As we sit around our family dinner tables this week, stuffed full and thankful for our abundant blessings, we will talk about topics that matter to our families and our communities. Our family’s roots are deeply Idaho and conversations often center on how to preserve and protect our agricultural base-or our legacy. So, let’s put our phones in a basket-this could be a lengthy conversation.
Idaho’ Department of Labor predicts that Idaho’s population will reach 2.1 million by 2031. Many that flee to Idaho are political refugees who seek to enjoy our genuinely conservative values, but do they understand our rural roots? Idaho is the least regulated state in America so I can understand the draw. In my neck of the woods, we see letters from attorneys when manure drops on the road or aerial applicators apply fertilizer and chemicals to our farm fields, and let’s talk about when might have to fire up the baler at 2 a.m. in the morning. Idaho is a right-to-farm state.
No one really tracks how many in the policy making community are actively engaged in agriculture. Oh wait, we aren’t supposed to talk politics at the dinner table, so please forgive me-just this once. Some polling shows that farmers and ranchers are among the most trusted. In Idaho, Governor Little and Lt. Gov. Bedke both have a rich agricultural history in Idaho and Idaho politics.
Some quick back of the napkins analysis shows a significant and steady decline in the number of legislators in Idaho that either are-or have been-actively engaged in the agricultural industry. Sean Ellis from the Idaho Farm Bureau penned an article in 2017 that said, “At least 25 of the state’s 105 representatives and senators are current or retired farmers or ranchers actively engaged in agribusiness, according to a list compiled by the Food Producers of Idaho (FPI) and reviewed by the Capital Press.” My napkin analysis would say today’s legislative body now has 18 of the 105, or 17%. That’s down from the 24% the legislative body had just over 6 years ago and a trend that concerns me. For reference though, our neighboring states are much lower, most at-ranch math-less than ten percent.
With Idaho’s constitution bound at 35 legislative districts, our rural communities will continue to be squeezed by population centers, much like we’ve seen happen in Oregon and Washington. Keep that in mind.

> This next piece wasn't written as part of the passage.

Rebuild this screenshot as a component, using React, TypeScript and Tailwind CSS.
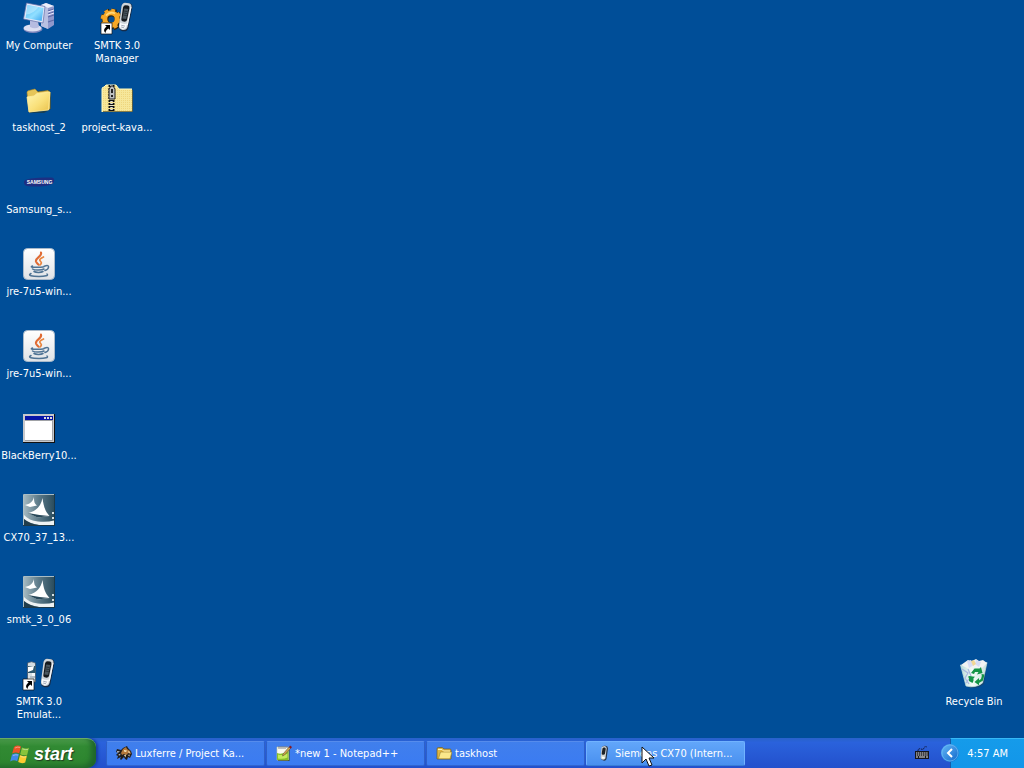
import type { ReactNode } from 'react';

function ShortcutArrow() {
  return (
    <g>
      <path d="M0 21h11v11H0z" fill="#fff" stroke="#111" strokeWidth=".7" />
      <path d="M4 23h5v5L7.4 26.4C5.4 27.8 4.7 29 4.5 31 2 28.5 3.2 26 5.6 24.7z" fill="#000" />
    </g>
  );
}

function Handset() {
  return (
    <g>
      <path d="M20.5 5Q21 1 24 .8l4.500.4Q32 2 31.300 6l-4 20.500Q26 30 21.500 29.200 17.500 28.300 18 24.500z" fill="#1c2436" opacity=".8" />
      <path d="M20.500 4Q21.300 1 24 .8l4 .4q3 .8 2.400 4.300L26.500 25q-1 3.500-5 2.900-4-.7-3.500-4.400z" fill="#cfd5da" />
      <path d="M22 5.500Q22.600 3.200 24.500 3.200l2.700.4q1.700.5 1.200 2.900L26 18q-.6 2-3.400 1.600-2.700-.5-2.200-2.900z" fill="#15191d" />
      <path d="m23.300 6.500 4 .6-2.100 10-3.800-.6z" fill="#4b575f" />
      <path d="m23 9 3.600.6m-4 1.400 3.600.6m-4 1.400 3.600.6" stroke="#222b31" strokeWidth=".8" />
      <path d="M19 20.500q3 2.200 7.200 1l-.9 3.200q-1 2.600-3.700 2.200-3-.6-2.900-3.200z" fill="#f7f9fb" />
      <path d="m20.300 23.300 3.600.8m-3.800.9 3 .8" stroke="#8c96a6" strokeWidth=".8" />
      <path d="M30 5 26.300 23" stroke="#fff" strokeWidth=".9" />
    </g>
  );
}

function ComputerIcon() {
  return (
    <svg viewBox="0 0 32 32" className="size-8" aria-hidden="true">
      <defs>
        <linearGradient id="screen" x1="0" y1="0" x2="1" y2="1">
          <stop stopColor="#48b5f6" /><stop offset=".55" stopColor="#91dfff" /><stop offset="1" stopColor="#38a3ee" />
        </linearGradient>
      </defs>
      <path d="m18 3 5-2 8 3v19l-6 4-7-3z" fill="#8f98cc" />
      <path d="m18 3 7 3v21l-7-3z" fill="#b9c0e2" />
      <path d="m18 3 5-2 8 3-6 2z" fill="#eceefa" />
      <path d="m25 9 6-2m-6 5 6-2m-6 5 6-2m-6 7 6-2" stroke="#5f6aa6" strokeWidth="1.200" />
      <path d="m25 10 6-2m-6 5 6-2" stroke="#e8eaff" />
      <ellipse cx="10" cy="27" rx="9.500" ry="4" fill="#7d86bc" />
      <ellipse cx="9.500" cy="26" rx="9" ry="3.600" fill="#dcdff2" />
      <path d="m7 18 8 1 1 6q-4 2.500-9 0z" fill="#b6bce0" />
      <path d="M3.500 1 22 4.500 20 21 .5 17z" fill="#e2e9fa" stroke="#626da6" strokeWidth=".7" />
      <path d="m4.500 3 16 3-1.800 13L2.500 16z" fill="url(#screen)" />
      <path d="m4.500 3 11 2.200Q10 12 3 12.500z" fill="#d2f3ff" opacity=".5" />
    </svg>
  );
}

function ManagerIcon() {
  return (
    <svg viewBox="0 0 32 32" className="size-8 overflow-visible" aria-hidden="true">
      <circle cx="10.500" cy="17.500" r="9.300" fill="none" stroke="#2b2210" strokeWidth="3.400" strokeDasharray="4.800 2.500" />
      <circle cx="10.500" cy="17.500" r="6.300" fill="none" stroke="#2b2210" strokeWidth="6.400" />
      <circle cx="10" cy="17" r="9" fill="none" stroke="#efa126" strokeWidth="2.600" strokeDasharray="3.900 3.170" />
      <circle cx="10" cy="17" r="6.200" fill="none" stroke="#f5a827" strokeWidth="5" />
      <path d="M5 13.500q4-4.500 9-2" fill="none" stroke="#ffd779" strokeWidth="1.800" />
      <Handset /><ShortcutArrow />
    </svg>
  );
}

function EmulatorIcon() {
  return (
    <svg viewBox="0 0 32 32" className="size-8 overflow-visible" aria-hidden="true">
      <path d="M4.500 5q4-2.500 8 0v19h-8z" fill="#d4dde2" stroke="#3b4c60" strokeWidth=".7" />
      <path d="M5 8h7.500v7H5z" fill="#2d566c" /><path d="m5 9 6-1-1 4-5 2z" fill="#fff" />
      <path d="M9 15h3v3H9z" fill="#f5f8fa" /><path d="M7 19h5" stroke="#8d9baa" />
      <Handset /><ShortcutArrow />
    </svg>
  );
}

function FolderShape() {
  return (
    <g>
      <defs>
        <linearGradient id="folder" x1="0" y1="0" x2="1" y2="1"><stop stopColor="#fff7b4" /><stop offset=".55" stopColor="#f9e07a" /><stop offset="1" stopColor="#e9c04a" /></linearGradient>
      </defs>
      <path d="M6 29 4 9q0-2 3-3l4-1 4 2 11-1 2 3v16l-7 4z" fill="#23352c" opacity=".6" />
      <path d="M4 8.500q0-2 3-2.200L12 5l3 3 10-1.500 2 2V25L6 28z" fill="#e6c558" stroke="#a98b30" strokeWidth=".6" />
      <path d="m4 13 7-1 3-2.500 13-1.500-1.500 18L6 28z" fill="url(#folder)" stroke="#ffeb9c" strokeWidth=".8" />
    </g>
  );
}

function FolderIcon() {
  return (
    <svg viewBox="0 0 32 32" className="size-8" aria-hidden="true"><FolderShape /></svg>
  );
}

function OpenFolderIcon() {
  return (
    <svg viewBox="0 0 16 16" className="size-4 shrink-0" aria-hidden="true">
      <path d="M1 14V4q0-1.500 1.500-1.500h3.700L8 4h6q1 0 1 1v9z" fill="#e0b644" stroke="#6e5c20" strokeWidth=".7" />
      <path d="M2.500 13.500 4.500 7H16l-2 6.800H2.500z" fill="#fbe88b" stroke="#9a7d28" strokeWidth=".6" />
      <path d="M2 4.500h4L7.500 6H14" fill="none" stroke="#fff5b8" />
    </svg>
  );
}

function ZipFolderIcon() {
  return (
    <svg viewBox="0 0 32 32" className="size-8" aria-hidden="true">
      <defs><pattern id="dither" width="2" height="2" patternUnits="userSpaceOnUse"><path fill="#f6e79a" d="M0 0h2v2H0z" /><path fill="#efd67e" d="M0 0h1v1H0z" /></pattern></defs>
      <path d="M1 28V5q0-2 2-2l2-2h10l3 4h13v23z" fill="url(#dither)" />
      <path d="M1 28V5q0-2 2-2l2-2h10l3 4h13" fill="none" stroke="#fff9bd" />
      <path d="M2 27.500h29.500V6" fill="none" stroke="#6b6132" strokeWidth=".8" />
      <path d="M10.500 1v26" stroke="#111" strokeWidth="6" strokeDasharray="2 1" />
      <path d="M10.500 1v26" stroke="#e2e2dc" strokeWidth="2.500" strokeDasharray="1 1" />
      <path d="m8 5 2-3h2l2 3v10H8z" fill="#bcbfc1" stroke="#222" />
      <path d="M10 5h2v4h-2zm0 6h2v2h-2z" fill="#222" />
    </svg>
  );
}

function SamsungIcon() {
  return (
    <svg viewBox="0 0 32 32" className="size-8" aria-hidden="true">
      <path d="M1 16.500q-1-3 7-4 10-1.500 20-1 4 0 3 4-1 3.500-9 4.500-10 1-18 0-3-1-3-3.500z" fill="#1d2f82" />
      <text x="16.500" y="17.500" textAnchor="middle" fill="#fff" fontFamily="Liberation Sans, sans-serif" fontWeight="bold" fontSize="5">SAMSUNG</text>
    </svg>
  );
}

function JavaIcon() {
  return (
    <svg viewBox="0 0 32 32" className="size-8" aria-hidden="true">
      <defs><linearGradient id="java-card" x2="0" y2="1"><stop stopColor="#fff" /><stop offset="1" stopColor="#dfe2e6" /></linearGradient></defs>
      <rect x=".5" y=".5" width="31" height="31" rx="4" fill="url(#java-card)" stroke="#a9b9ca" />
      <g fill="none" strokeLinecap="round">
        <path d="M18 4.500c1.500 4-6 5-5 9 .5 1.500 1.500 2 2.500 3.200" stroke="#df6a33" strokeWidth="2.100" />
        <path d="M20.500 9c-4.500 2-4.500 3-2.500 5 1 1 0 2-1 3" stroke="#e9853f" strokeWidth="1.700" />
        <path d="M9.500 18c-2.500 1-1 1.300 5.500 1.300 4 0 7-.6 6-1M9.500 21c2 1.400 9 1.400 11.500 0M11 23.500c2 1.200 7 1.200 9 0M8 25.500c-4 2 1 3 8 3 6 0 10-1 8-2.500M22 18c5-2 4.500 3 0 4.500" stroke="#4f7394" strokeWidth="1.500" />
      </g>
    </svg>
  );
}

function WindowIcon() {
  return (
    <svg viewBox="0 0 32 32" className="size-8" aria-hidden="true" shapeRendering="crispEdges">
      <path d="M0 2h32v29H0z" fill="#111" /><path d="M0 2h31v28H0z" fill="#c6c8cc" />
      <path d="M2 4h28v25H2z" fill="#a0a2a6" /><path d="M2 9h27v19H2z" fill="#fff" />
      <path d="M2 4h28v4H2z" fill="#0714a8" /><path d="M21 5h2v2h-2zm3 0h2v2h-2zm3 0h2v2h-2z" fill="#ddd" />
    </svg>
  );
}

function InstallerIcon() {
  return (
    <svg viewBox="0 0 32 32" className="size-8" aria-hidden="true">
      <defs><linearGradient id="install" x2="1"><stop stopColor="#a3b8c0" /><stop offset=".5" stopColor="#5b7988" /><stop offset="1" stopColor="#2b4d5e" /></linearGradient></defs>
      <path d="M0 0h32v32H0z" fill="#1b394a" /><path d="M1 1h30v30H1z" fill="url(#install)" />
      <path d="M.5 31V.5H31" fill="none" stroke="#a9bcc4" />
      <path d="M11 3c0 5 .5 6.500 3 8.500L7 13l-5-2c5-1 8-3.500 9-8z" fill="#fff" />
      <path d="M19.500 4c1 8 2.500 13 7 18l-12 1.500-9-4.500c8.500-2.500 12.500-7 14-15z" fill="#fff" />
      <path d="m5 19 9.500 4.500 12-1.500-10-1z" fill="#29495a" />
      <path d="M1 21q5 5.500 14 6.500 9 1 16-1V31H16Q6 29.500 1 25z" fill="#eef2f3" />
      <path d="M1 25q6 5 15 6H1z" fill="#203d4c" />
      <path d="M29 18h2v2h-2zm0 5h2v2h-2z" fill="#d6e0e4" />
    </svg>
  );
}

function RecycleIcon() {
  return (
    <svg viewBox="0 0 32 32" className="size-8" aria-hidden="true">
      <defs><linearGradient id="bin" x2="1"><stop stopColor="#b9dbd8" /><stop offset=".45" stopColor="#f3fcf8" /><stop offset="1" stopColor="#c8dfdc" /></linearGradient></defs>
      <path d="m5 8 24-3-3 21q-8 6-16 3z" fill="#1f3f5c" opacity=".6" />
      <path d="m2.500 7 13 3L29 4.500 24.500 25q-7 5.500-16.500 3z" fill="url(#bin)" stroke="#c9e2e1" strokeWidth=".7" />
      <path d="m3 7 7-5 3 1.500L18 1l3 2 4-1 4 3-6 6-8-1-4 1z" fill="#f1f3f3" />
      <path d="m9 3 4-1 3 5-5 3zm9-1 5 2-2 5-4-3z" fill="#d5dbf5" /><path d="m13 3 3-1 2 4-3 2z" fill="#f1d794" />
      <path d="m4 11 6 4-3 5 4 6M10 11l3 7-5 7" fill="none" stroke="#a9b8df" strokeWidth="1.200" />
      <g fill="#149447">
        <path d="m13 15 3.500-4.500h5L23 9l1.500 6L19 16.500l1.500-2.500H17l-1 2z" /><path d="m23.500 16 3 .5-1.500 6-4 2.500v2.300L16.500 24l4.500-4v2.300l2-1.300.8-3z" /><path d="m11 18 6 .8-1.500 1.400v2.500l-1 2.300-3.500-2v-3l-1-1z" />
      </g>
    </svg>
  );
}

function WindowsFlag() {
  return (
    <svg viewBox="0 0 20 20" className="size-5 shrink-0" aria-hidden="true">
      <path d="M4 3q3.500-2.500 7-.5L9.200 9.500Q6 7.500 2.200 9.500z" fill="#ee5428" /><path d="M12 3.500q3.500 2 7 .2l-1.800 7q-3.500 1.500-7-.5z" fill="#88c43b" />
      <path d="M2 10.500q3.700-2 7-.2l-1.800 6.900q-3.300-2-7 .2z" fill="#4289e8" /><path d="M10 11q3.500 2 7 .5l-1.800 7q-3.500 1.500-7-.5z" fill="#fccb30" />
      <path d="M5 4q3-1.500 5-.5M12.500 5q3 1 5.500.4M3 11.500q3-1.300 5-.4M10.500 12.500q3 1 5.500.4" stroke="#fff" opacity=".4" fill="none" />
    </svg>
  );
}

function BeastIcon() {
  return (
    <svg viewBox="0 0 16 16" className="size-4 shrink-0" aria-hidden="true">
      <path d="m1 4 4 1 2-2 4-2 1 2 3 3 1 3-2 4-2-1-1 3-2-1-1-2-3 3-1-1 1-2-4 2 1-3-2-1 2-2-2-1z" fill="#211e1c" />
      <path d="m7 4 3-2 1 2 3 2 1 3-3-1-1 2-3-1-2 1-1-2z" fill="#b5793a" />
      <path d="m8 5 3 .5L10 7 8 6.500zM12 6l2 1-1 1.500zM8 10l2-.5-.5 3zm4 0 1.500-.5v2z" fill="#f8e6bb" />
      <path d="m1 6 3 .5L1.500 8zm1 4 2.500-1.500L4 10.500z" fill="#c9ccd4" />
    </svg>
  );
}

function NotepadIcon() {
  return (
    <svg viewBox="0 0 16 16" className="size-4 shrink-0" aria-hidden="true">
      <path d="M2 3h11.500v13H2z" fill="#3f4a1f" /><path d="M1 2h11.500v13H1z" fill="#f9faee" stroke="#c3ccad" strokeWidth=".6" />
      <path d="M3 1v3m2-3v3m2-3v3m2-3v3m2-3v2" stroke="#646876" strokeWidth=".8" />
      <path d="M1 8q5 2 11.500-2v9H1z" fill="#86bf2a" /><path d="M2 9.500q5 1.500 9.500-1v4q-4 2-9.500 1z" fill="#c3ea5c" />
      <path d="m7 9 6-7 1.500 1.500-6 6.500-2 1z" fill="#d0a34b" stroke="#554831" strokeWidth=".5" /><path d="m13 2 1-1.500L16 2l-1.200 1.800z" fill="#8a1922" />
    </svg>
  );
}

function PhoneIcon() {
  return (
    <svg viewBox="0 0 16 16" className="size-4 shrink-0" aria-hidden="true">
      <path d="M6 2q1-1.500 3.500-1.200Q12 1 12 3.500L10.500 14Q10 16 7.500 15.600 5 15.200 5 13z" fill="#263246" />
      <path d="M5.500 2.500Q6.300 1 8.500 1q2.300.3 2.200 2.500L9.500 13.300q-.6 1.700-2.700 1.400Q4.600 14.300 4.700 12.500z" fill="#cdd3d6" />
      <path d="M6.500 3.500Q7 2.300 8.500 2.500t1.200 1.700L8.900 9Q8.500 10 7 9.800t-1.300-1.400z" fill="#1d2226" />
      <path d="m5.800 11.500 3 .4-.5 1.800-2.300-.3z" fill="#fff" />
    </svg>
  );
}

type DesktopEntry = { label: string; icon: ReactNode };

const firstColumn: DesktopEntry[] = [
  { label: 'My Computer', icon: <ComputerIcon /> },
  { label: 'taskhost_2', icon: <FolderIcon /> },
  { label: 'Samsung_s...', icon: <SamsungIcon /> },
  { label: 'jre-7u5-win...', icon: <JavaIcon /> },
  { label: 'jre-7u5-win...', icon: <JavaIcon /> },
  { label: 'BlackBerry10...', icon: <WindowIcon /> },
  { label: 'CX70_37_13...', icon: <InstallerIcon /> },
  { label: 'smtk_3_0_06', icon: <InstallerIcon /> },
  { label: 'SMTK 3.0\nEmulat...', icon: <EmulatorIcon /> },
];

const secondColumn: DesktopEntry[] = [
  { label: 'SMTK 3.0\nManager', icon: <ManagerIcon /> },
  { label: 'project-kava...', icon: <ZipFolderIcon /> },
];

function DesktopItem({ label, icon }: DesktopEntry) {
  return (
    <button type="button" className="flex h-[82px] w-[78px] flex-col items-center gap-[5px] pt-[2px] text-[11px] leading-[13px] text-white">
      {icon}
      <span className="whitespace-pre text-center">{label}</span>
    </button>
  );
}

function TaskButton({ label, icon, active = false }: DesktopEntry & { active?: boolean }) {
  return (
    <button
      type="button"
      aria-pressed={active}
      className={`relative flex h-[25px] w-[159px] shrink-0 items-center gap-[3px] rounded-[2px] border pl-[9px] text-left text-[11px] leading-[13px] text-white ${
        active
          ? 'border-[#71b3ff] border-b-[#387fd6] bg-linear-to-b from-[#62a6fa] to-[#4990ef]'
          : 'border-[#568cec] border-l-[#2e60c7] border-r-[#2e60c7] border-b-[#3265d0] bg-linear-to-b from-[#407fec] to-[#3b7bf2]'
      }`}
    >
      {icon}
      <span className="whitespace-pre">{label}</span>
      {active && (
        <svg viewBox="0 0 14 22" className="pointer-events-none absolute top-[4px] left-[54px] z-10 h-[22px] w-[14px]" aria-hidden="true">
          <path d="M1 1v16l4-4 3 7 3-1-3-7h5z" fill="#fff" stroke="#111" />
        </svg>
      )}
    </button>
  );
}

export default function App() {
  return (
    <div className="flex min-h-screen flex-col overflow-hidden bg-[#004e98] font-['DejaVu_Sans_Condensed','DejaVu_Sans',sans-serif]">
      <main className="flex flex-1">
        <div className="flex flex-col">{firstColumn.map((entry, index) => <DesktopItem key={index} {...entry} />)}</div>
        <div className="flex flex-col">{secondColumn.map((entry) => <DesktopItem key={entry.label} {...entry} />)}</div>
        <div className="mr-[11px] ml-auto self-end"><DesktopItem label="Recycle Bin" icon={<RecycleIcon />} /></div>
      </main>
      <footer className="flex h-[30px] items-stretch bg-linear-to-b from-[#2862ca] via-[#2a62dc] via-15% to-[#2350cc]">
        <button type="button" className="flex w-[96px] shrink-0 items-center gap-1 rounded-r-[9px] border-t border-[#67ac64] bg-linear-to-b from-[#4b9b4b] via-[#318a33] via-25% to-[#2c842e] pl-[10px] text-white shadow-[inset_-5px_-2px_5px_#20672b,2px_0_3px_#173c9e]">
          <WindowsFlag />
          <span className="font-['Liberation_Sans',sans-serif] text-[18px] leading-5 font-bold italic [text-shadow:1px_1px_1px_#203b20]">start</span>
        </button>
        <nav aria-label="Open windows" className="flex items-center gap-px pl-[10px]">
          <TaskButton label="Luxferre / Project Ka..." icon={<BeastIcon />} />
          <TaskButton label="*new 1 - Notepad++" icon={<NotepadIcon />} />
          <TaskButton label="taskhost" icon={<OpenFolderIcon />} />
          <TaskButton label="Siemens CX70 (Intern..." icon={<PhoneIcon />} active />
        </nav>
        <div className="ml-auto flex items-center">
          <button type="button" aria-label="Keyboard" className="mr-[20px]">
            <svg viewBox="0 0 16 16" className="size-4" aria-hidden="true">
              <path d="M4 6q0-3 3-2 2.500 1 3-1t3-1" fill="none" stroke="#111637" strokeDasharray="1.500 .7" />
              <path d="M1 6h14v8H1z" fill="#15151b" /><path d="M2 8h12M2 10h12" stroke="#eee" strokeWidth="1.200" strokeDasharray="1.300 .6" /><path d="M2 12h2m1 0h6m1 0h2" stroke="#eee" />
            </svg>
          </button>
          <div className="relative flex h-[30px] w-[74px] items-center justify-end border-t border-l border-t-[#37b8f5] border-l-[#155ba7] bg-linear-to-b from-[#159bea] to-[#1296e9] pr-4 text-[11px] leading-[13px] text-white">
            <button type="button" aria-label="Show hidden icons" className="absolute top-[5px] left-[-10px] size-[18px] rounded-full bg-linear-to-br from-[#64b9f9] to-[#0764c8]">
              <svg viewBox="0 0 18 18" className="size-full" aria-hidden="true"><circle cx="9" cy="9" r="8" fill="none" stroke="#69bdf3" strokeWidth=".7" /><path d="m11 5-4 4 4 4" fill="none" stroke="#fff" strokeWidth="2" /></svg>
            </button>
            <time>4:57 AM</time>
          </div>
        </div>
      </footer>
    </div>
  );
}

Idaho’s per capita farm income in 2022 was $5,794 per USAD up from $4,392 in 2021. For simplicity purposes, that means that Idaho’s farmers and ranchers produced $5,794 worth of agricultural revenue for every Idahoan. Montana was a distant second at $3,939 and California came in at $1,434. Idaho Farm Bureau President Bryan Searle said,“That number is astounding and proves how important agriculture is to Idaho’s economy.”Idaho boasts the fifth largest agricultural base in the nation with over $2.6 billion of Idaho agricultural products sold worldwide. Additionally, an American Farmland Trust analysis showed Idaho lost 69,000 acres of farm and rangeland from 2001-2016 and that trend appears to be continuing. Responsible growth with a plan of action to protect Idaho’s agriculture and water is a must. We are Idaho agriculture and should be extremely careful of who we elect to serve in the policy making arena, both in Idaho and in Washington D.C.Each year Food Producers of Idaho awards legislators committed to Idaho agriculture an Idaho Ag All-Star award. Food Producers of Idaho, under the leadership of then farmer and former Governor Phil Batt, represents over 40 farm and commodity organizations and agribusinesses. In the Magic Valley this year, all but the two Democrats and one Republican Senator from the Magic Valley earned that prestigious award. Ask yourself, is agriculture important to the Magic Valley and Idaho. I’d say it sure is. I would also ask if your elected representative working to preserve and protect it? If not, I’d look to find a candidate who cares about Idaho agriculture and her future. As founding Father Thomas Jefferson said, “Agriculture is our wisest pursuit, because it will in the end contribute most to real wealth, good morals, and happiness.”Agriculture matters to me and my family, does it matter to you?
Ok, you can have your cell phones back.
From our table to yours, Happy Thanksgiving.